Help request: Parsing docx files for key words and appending to a spreadsheet

Fri Dec 29 21:25:06 CET 2023

I would also look at https://pandoc.org perhaps which can
export a number of formats...

And for spreadsheets https://github.com/jqnatividad/qsv is my
goto weapon.  Can also read and write XLSX and others.

A sample document or two would always be helpful...
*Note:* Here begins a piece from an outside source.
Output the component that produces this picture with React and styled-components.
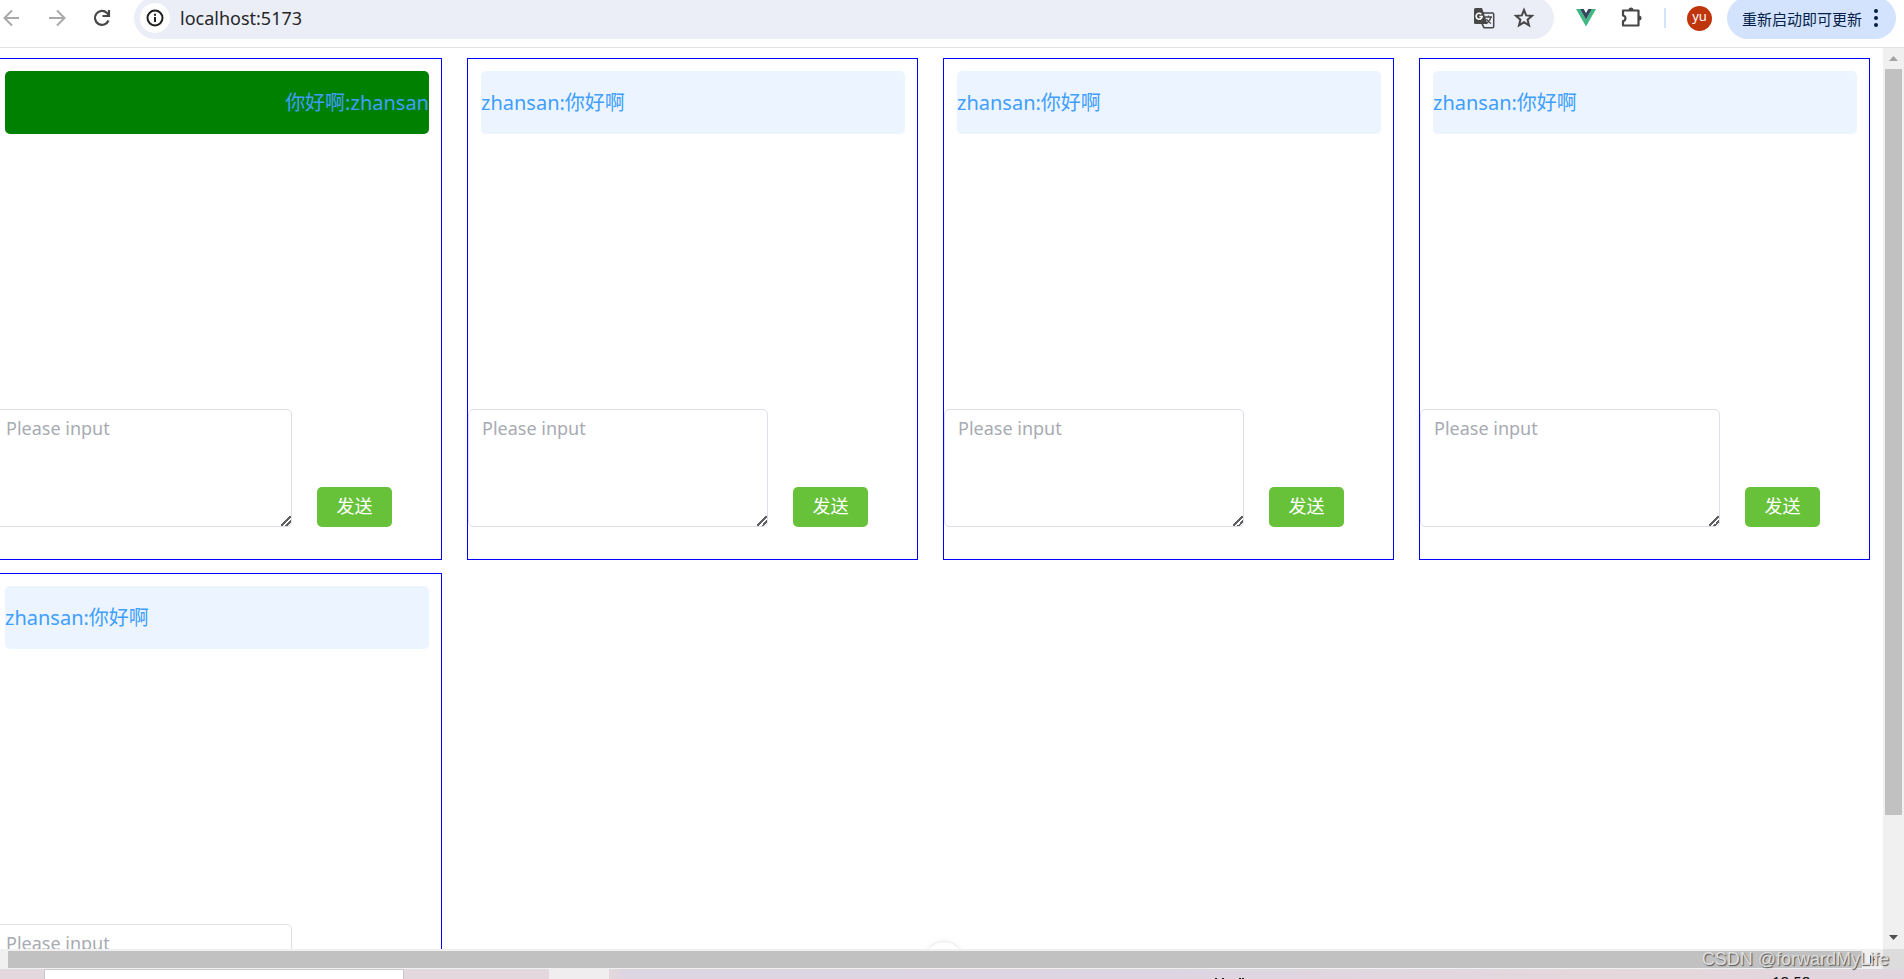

On 29/12/2023 21:01, CALUM POLWART wrote:
> It sounded like he looked at officeR but I would agree
> content <- officer::docx_summary("filename.docx")
> Would get the text content into an object called content.
> That object is a data.frame so you can then manipulate it.
> To be more specific, we might need an example of the DF
>> On Fri, Dec 29, 2023 at 10:14 AM Andy <phaedrusv using gmail.com>
>> wrote:
>>> I'd like to be able to accomplish the following:
>>> (1) Append the title, the month, the author, the number of
>>> words, and page number(s) to a spreadsheet
>>> (2) Read each article and extract keywords (in the docs,
>>> these are listed in 'Subject' section as a list of
>>> keywords with a percentage showing the extent to which the
>>> keyword features in the article (e.g., FAST FASHION (72%))
>>> and to append the keyword and the % coverage to the same
>>> row in the spreadsheet.  However, I want to ensure that
>>> the keyword coverage meets the threshold of >= 50%; if
>>> not, then pass onto the next article in the directory.
>>> Rinse and repeat for the entire directory.